Reputation: 115
I have data grouped into a 3-D DataArray named 'da' with dimensions 'time', 'indicators', and 'coins', using Dask as a backend:
I need to select the data for peculiar indicator, calculate a new indicator based on it, and append this newly calculated indicator to da along indicators dimension using the new indicator name (let's call it daily_return). In somewhat simplistic terms of a 2-D analogy, I need to perform something like calculating a new pandas DataFrame column based on its other columns, but in 3-D.
So far I've tried to apply_ufunc() with both drop=False (then I retrieve scalar indicators coordinate on the resulting DataArray) and drop=True (respectively, indicators are dropped) using the corresponding tutorial:
dr_func = lambda today, yesterday: today / yesterday - 1 # Assuming for simplicity that yesterday != 0
today_da = da.sel(indicators="price_daily_close_usd", drop=False) # or drop=True
yesterday_da = da.shift(time=1).sel(indicators="price_daily_close_usd", drop=False) # or drop=True
dr = xr.apply_ufunc(
dr_func,
today_da,
yesterday_da,
dask="allowed",
dask_gufunc_kwargs={"allow_rechunk": True},
vectorize=True
)
Obviously, in case of drop=True I cannot concat da and dr DataArrays, since indicators are not present among dr's coordinates.
In its turn, in case of drop=False I've managed to concat these DataArrays along indicators; however, the resulting indicators coord would contain two similarly named CoordinateVariables, specifically "price_daily_close_usd":
...while the second of them should be renamed into "daily_return". I've also tried to extract the needed data from dr through .sel(), but failed due to the absence of index along indicators dimension (as far as I've understood, it's not possible to set an index in this case, since this dimension is scalar):
dr.sel(indicators="price_daily_close_usd") # Would result in KeyError: "no index found for coordinate 'indicators'"
Moreover, the solution above is not done in-place - i.e. it creates a new combined DataArray instance instead of modifying da, while the latter would be highly preferable.
How can I append new data to da along existing dimension, desirably in-place?
Loading all the data directly into RAM would hardly be possible due to its huge volumes, that's why Dask is being used.
I'm also not sticking to the DataArray data structure and it would be no problem to switch to a Dataset if it has more suitable methods for solving my problem.
Upvotes: 1
Views: 792
Reputation: 6434
Xarray does not support appending in-place. Any change to the shape of your array will need to produce a new array.

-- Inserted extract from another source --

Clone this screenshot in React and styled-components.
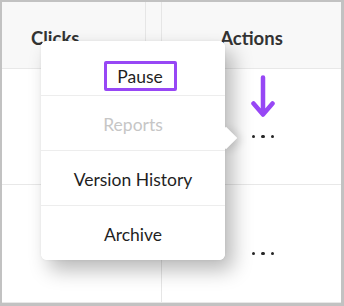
import React from 'react';
import styled, { createGlobalStyle } from 'styled-components';

const GlobalStyle = createGlobalStyle`
  html, body {
    margin: 0;
    padding: 0;
    background: #ffffff;
  }
  body {
    font-family: Lato, "Noto Sans", sans-serif;
  }
`;

const Frame = styled.div`
  position: relative;
  width: 344px;
  height: 306px;
  box-sizing: border-box;
  border-style: solid;
  border-color: #c2c2c2;
  border-width: 2px 3px 3px 2px;
  background: #ffffff;
  overflow: hidden;
`;

const Row = styled.div`
  display: grid;
  grid-template-columns: 144px 16px 1fr;
  height: ${(p) => p.$height}px;
  box-sizing: border-box;
  background: ${(p) => (p.$head ? '#f8f8f8' : '#ffffff')};
  border-bottom: 1px solid #e8e8e8;
`;

const Cell = styled.div`
  display: flex;
  align-items: center;
  justify-content: ${(p) => p.$justify || 'flex-start'};
  padding-left: ${(p) => p.$padLeft || 0}px;
  padding-top: ${(p) => (p.$head ? 5 : 0)}px;
  box-sizing: border-box;
  border-right: ${(p) => (p.$divider ? '1px solid #e6e6e6' : 'none')};
  font-size: 18.5px;
  font-weight: 700;
  color: #333333;
`;

const ActionCell = styled.div`
  display: flex;
  flex-direction: column;
  align-items: center;
  box-sizing: border-box;
  padding-left: 23px;
  padding-top: ${(p) => p.$padTop}px;
`;

const Dots = styled.div`
  display: flex;
  gap: 6px;
  height: 3px;
`;

const Dot = styled.span`
  width: 3.4px;
  height: 3.4px;
  border-radius: 50%;
  background: #262626;
`;

const ArrowIcon = styled.svg`
  display: block;
  margin-bottom: 16px;
`;

const Menu = styled.div`
  position: absolute;
  left: 39px;
  top: 39px;
  width: 184px;
  height: 219px;
  background: #ffffff;
  border-radius: 6px;
  box-shadow: 8px 10px 20px rgba(0, 0, 0, 0.28), 0 0 3px rgba(0, 0, 0, 0.06);
`;

const Caret = styled.div`
  position: absolute;
  left: 177px;
  top: 89px;
  width: 16px;
  height: 16px;
  background: #ffffff;
  transform: rotate(45deg);
  box-shadow: 4px -2px 8px rgba(0, 0, 0, 0.14);
`;

const MenuList = styled.div`
  position: relative;
  display: flex;
  flex-direction: column;
  background: #ffffff;
  border-radius: 6px;
  overflow: hidden;
  height: 100%;
`;

const Item = styled.div`
  display: flex;
  align-items: ${(p) => (p.$first ? 'flex-start' : 'center')};
  justify-content: center;
  height: ${(p) => (p.$first ? 54 : 55)}px;
  box-sizing: border-box;
  padding-top: ${(p) => (p.$first ? 20 : 2)}px;
  border-top: ${(p) => (p.$first ? 'none' : '1px solid #ededed')};
  font-size: 17.5px;
  color: ${(p) => (p.$disabled ? '#c6c6c6' : '#1f1f1f')};
`;

const Highlight = styled.span`
  display: flex;
  align-items: center;
  justify-content: center;
  width: 73px;
  height: 30px;
  box-sizing: border-box;
  margin-left: 14px;
  border: 3.5px solid #9747f5;
  border-radius: 2px;
`;

const DownArrow = () => (
  <ArrowIcon width="24" height="44" viewBox="0 0 24 44">
    <path
      d="M12 2.5 V39 M2.5 28.5 L12 39.5 L21.5 28.5"
      fill="none"
      stroke="#9747f5"
      strokeWidth="4.5"
      strokeLinecap="round"
      strokeLinejoin="round"
    />
  </ArrowIcon>
);

const More = () => (
  <Dots>
    <Dot />
    <Dot />
    <Dot />
  </Dots>
);

export default function App() {
  return (
    <>
      <GlobalStyle />
      <Frame>
        <Row $head $height={67}>
          <Cell $head $padLeft={29} $divider>Clicks</Cell>
          <Cell $head $divider />
          <Cell $head $justify="center">Actions</Cell>
        </Row>
        <Row $height={116}>
          <Cell />
          <Cell $divider />
          <ActionCell $padTop={6}>
            <DownArrow />
            <More />
          </ActionCell>
        </Row>
        <Row $height={118}>
          <Cell />
          <Cell $divider />
          <ActionCell $padTop={67}>
            <More />
          </ActionCell>
        </Row>
        <Menu>
          <Caret />
          <MenuList>
            <Item $first>
              <Highlight>Pause</Highlight>
            </Item>
            <Item $disabled>Reports</Item>
            <Item>Version History</Item>
            <Item>Archive</Item>
          </MenuList>
        </Menu>
      </Frame>
    </>
  );
}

If you want to work with a single array and know the size of the final array, you could generate an empty array and assign values based on coordinate labels.
I need to perform something like calculating a new pandas DataFrame column based on its other columns, but in 3-D.
Xarray's Dataset is a better analog to the Pandas.Dataframe. The Dataset is a dict-like container storing ND arrays (DataArray's) just like the Dataframe is a dict-like container storing 1D arrays (Series).
Upvotes: 3